The problem: Please retype the data in full and exactly; the pictures are not part of the copy.

━━ Dataset excerpt

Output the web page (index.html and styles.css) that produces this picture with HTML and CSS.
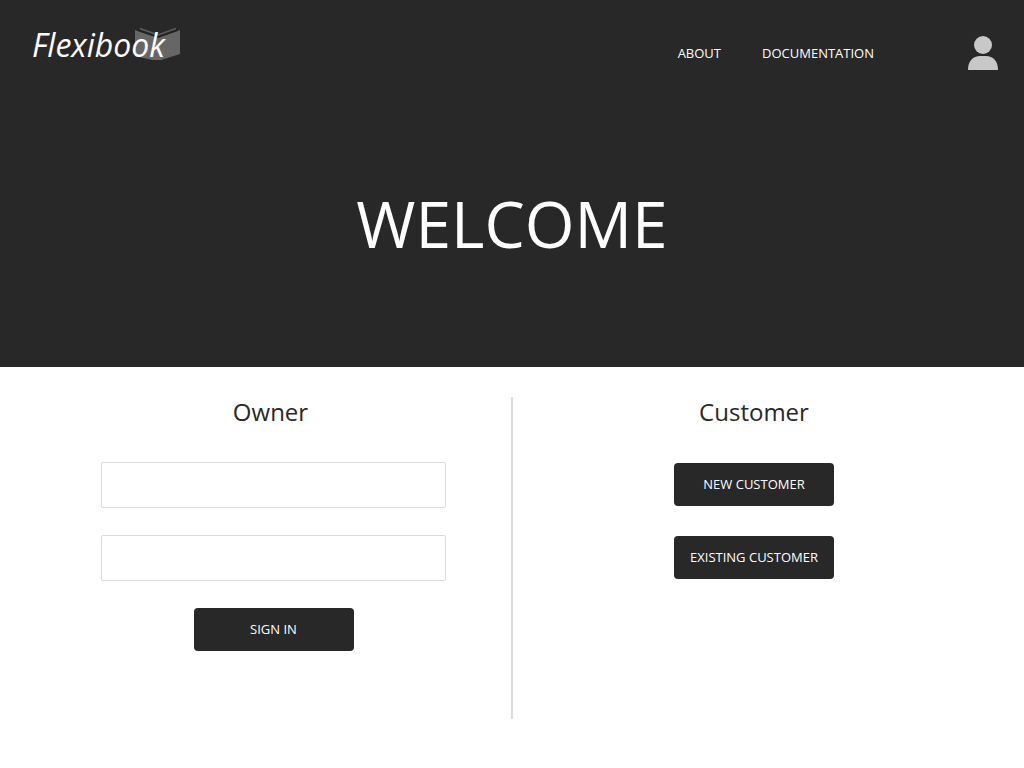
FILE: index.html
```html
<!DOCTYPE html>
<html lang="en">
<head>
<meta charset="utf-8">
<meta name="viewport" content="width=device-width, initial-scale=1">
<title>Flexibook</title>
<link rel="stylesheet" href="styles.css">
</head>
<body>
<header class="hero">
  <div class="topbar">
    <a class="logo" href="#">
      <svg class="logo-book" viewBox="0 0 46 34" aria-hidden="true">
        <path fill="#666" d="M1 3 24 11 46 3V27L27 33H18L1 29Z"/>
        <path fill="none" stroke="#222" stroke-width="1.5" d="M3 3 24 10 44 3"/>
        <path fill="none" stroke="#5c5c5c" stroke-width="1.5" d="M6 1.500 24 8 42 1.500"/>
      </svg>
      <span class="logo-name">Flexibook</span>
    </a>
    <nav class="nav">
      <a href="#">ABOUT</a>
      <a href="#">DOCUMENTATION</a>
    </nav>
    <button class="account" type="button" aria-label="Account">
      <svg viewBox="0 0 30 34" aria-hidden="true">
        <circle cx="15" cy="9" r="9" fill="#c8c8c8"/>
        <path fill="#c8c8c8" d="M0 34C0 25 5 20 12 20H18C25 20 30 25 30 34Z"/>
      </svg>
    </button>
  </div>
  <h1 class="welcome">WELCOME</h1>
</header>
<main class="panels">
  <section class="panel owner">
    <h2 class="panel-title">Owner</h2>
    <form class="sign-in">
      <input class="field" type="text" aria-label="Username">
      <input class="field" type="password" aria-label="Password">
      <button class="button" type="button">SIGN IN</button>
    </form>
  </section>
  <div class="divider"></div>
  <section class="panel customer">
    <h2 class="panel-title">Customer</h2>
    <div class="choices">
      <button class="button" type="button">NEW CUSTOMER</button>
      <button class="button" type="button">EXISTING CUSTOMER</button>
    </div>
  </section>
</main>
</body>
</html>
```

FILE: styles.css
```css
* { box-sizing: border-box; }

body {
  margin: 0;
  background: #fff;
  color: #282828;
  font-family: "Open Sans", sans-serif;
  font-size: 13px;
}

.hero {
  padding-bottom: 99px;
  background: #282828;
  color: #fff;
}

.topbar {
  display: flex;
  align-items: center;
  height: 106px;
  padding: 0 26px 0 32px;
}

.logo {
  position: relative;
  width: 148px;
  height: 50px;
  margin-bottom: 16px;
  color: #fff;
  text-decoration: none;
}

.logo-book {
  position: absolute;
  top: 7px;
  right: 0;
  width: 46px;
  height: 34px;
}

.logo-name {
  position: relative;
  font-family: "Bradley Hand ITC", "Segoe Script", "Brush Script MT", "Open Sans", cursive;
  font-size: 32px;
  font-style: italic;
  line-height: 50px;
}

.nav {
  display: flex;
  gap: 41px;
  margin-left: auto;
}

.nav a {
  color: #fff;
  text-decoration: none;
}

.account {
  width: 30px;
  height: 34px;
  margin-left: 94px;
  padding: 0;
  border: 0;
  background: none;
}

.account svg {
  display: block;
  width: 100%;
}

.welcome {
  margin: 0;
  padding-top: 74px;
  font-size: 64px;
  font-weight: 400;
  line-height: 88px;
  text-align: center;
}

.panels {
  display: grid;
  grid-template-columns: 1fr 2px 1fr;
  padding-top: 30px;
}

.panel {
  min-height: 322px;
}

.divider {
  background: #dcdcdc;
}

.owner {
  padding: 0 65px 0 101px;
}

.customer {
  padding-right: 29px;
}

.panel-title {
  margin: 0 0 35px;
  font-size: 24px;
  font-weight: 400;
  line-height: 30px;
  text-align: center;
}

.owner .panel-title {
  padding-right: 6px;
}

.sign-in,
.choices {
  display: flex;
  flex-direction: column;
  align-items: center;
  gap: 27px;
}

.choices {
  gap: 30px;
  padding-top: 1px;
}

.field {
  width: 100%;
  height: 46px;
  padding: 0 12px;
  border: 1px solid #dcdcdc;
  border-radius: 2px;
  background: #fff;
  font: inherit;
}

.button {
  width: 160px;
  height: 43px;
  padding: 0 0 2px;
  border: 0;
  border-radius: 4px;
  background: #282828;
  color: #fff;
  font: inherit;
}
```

━━━━

Problem solution:
Output the web page (index.html and styles.css) that produces this picture with HTML and CSS.
FILE: index.html
```html
<!DOCTYPE html>
<html lang="en">
<head>
<meta charset="utf-8">
<meta name="viewport" content="width=device-width, initial-scale=1">
<title>Flexibook</title>
<link rel="stylesheet" href="styles.css">
</head>
<body>
<header class="hero">
  <div class="topbar">
    <a class="logo" href="#">
      <svg class="logo-book" viewBox="0 0 46 34" aria-hidden="true">
        <path fill="#666" d="M1 3 24 11 46 3V27L27 33H18L1 29Z"/>
        <path fill="none" stroke="#222" stroke-width="1.5" d="M3 3 24 10 44 3"/>
        <path fill="none" stroke="#5c5c5c" stroke-width="1.5" d="M6 1.500 24 8 42 1.500"/>
      </svg>
      <span class="logo-name">Flexibook</span>
    </a>
    <nav class="nav">
      <a href="#">ABOUT</a>
      <a href="#">DOCUMENTATION</a>
    </nav>
    <button class="account" type="button" aria-label="Account">
      <svg viewBox="0 0 30 34" aria-hidden="true">
        <circle cx="15" cy="9" r="9" fill="#c8c8c8"/>
        <path fill="#c8c8c8" d="M0 34C0 25 5 20 12 20H18C25 20 30 25 30 34Z"/>
      </svg>
    </button>
  </div>
  <h1 class="welcome">WELCOME</h1>
</header>
<main class="panels">
  <section class="panel owner">
    <h2 class="panel-title">Owner</h2>
    <form class="sign-in">
      <input class="field" type="text" aria-label="Username">
      <input class="field" type="password" aria-label="Password">
      <button class="button" type="button">SIGN IN</button>
    </form>
  </section>
  <div class="divider"></div>
  <section class="panel customer">
    <h2 class="panel-title">Customer</h2>
    <div class="choices">
      <button class="button" type="button">NEW CUSTOMER</button>
      <button class="button" type="button">EXISTING CUSTOMER</button>
    </div>
  </section>
</main>
</body>
</html>
```

FILE: styles.css
```css
* { box-sizing: border-box; }

body {
  margin: 0;
  background: #fff;
  color: #282828;
  font-family: "Open Sans", sans-serif;
  font-size: 13px;
}

.hero {
  padding-bottom: 99px;
  background: #282828;
  color: #fff;
}

.topbar {
  display: flex;
  align-items: center;
  height: 106px;
  padding: 0 26px 0 32px;
}

.logo {
  position: relative;
  width: 148px;
  height: 50px;
  margin-bottom: 16px;
  color: #fff;
  text-decoration: none;
}

.logo-book {
  position: absolute;
  top: 7px;
  right: 0;
  width: 46px;
  height: 34px;
}

.logo-name {
  position: relative;
  font-family: "Bradley Hand ITC", "Segoe Script", "Brush Script MT", "Open Sans", cursive;
  font-size: 32px;
  font-style: italic;
  line-height: 50px;
}

.nav {
  display: flex;
  gap: 41px;
  margin-left: auto;
}

.nav a {
  color: #fff;
  text-decoration: none;
}

.account {
  width: 30px;
  height: 34px;
  margin-left: 94px;
  padding: 0;
  border: 0;
  background: none;
}

.account svg {
  display: block;
  width: 100%;
}

.welcome {
  margin: 0;
  padding-top: 74px;
  font-size: 64px;
  font-weight: 400;
  line-height: 88px;
  text-align: center;
}

.panels {
  display: grid;
  grid-template-columns: 1fr 2px 1fr;
  padding-top: 30px;
}

.panel {
  min-height: 322px;
}

.divider {
  background: #dcdcdc;
}

.owner {
  padding: 0 65px 0 101px;
}

.customer {
  padding-right: 29px;
}

.panel-title {
  margin: 0 0 35px;
  font-size: 24px;
  font-weight: 400;
  line-height: 30px;
  text-align: center;
}

.owner .panel-title {
  padding-right: 6px;
}

.sign-in,
.choices {
  display: flex;
  flex-direction: column;
  align-items: center;
  gap: 27px;
}

.choices {
  gap: 30px;
  padding-top: 1px;
}

.field {
  width: 100%;
  height: 46px;
  padding: 0 12px;
  border: 1px solid #dcdcdc;
  border-radius: 2px;
  background: #fff;
  font: inherit;
}

.button {
  width: 160px;
  height: 43px;
  padding: 0 0 2px;
  border: 0;
  border-radius: 4px;
  background: #282828;
  color: #fff;
  font: inherit;
}
```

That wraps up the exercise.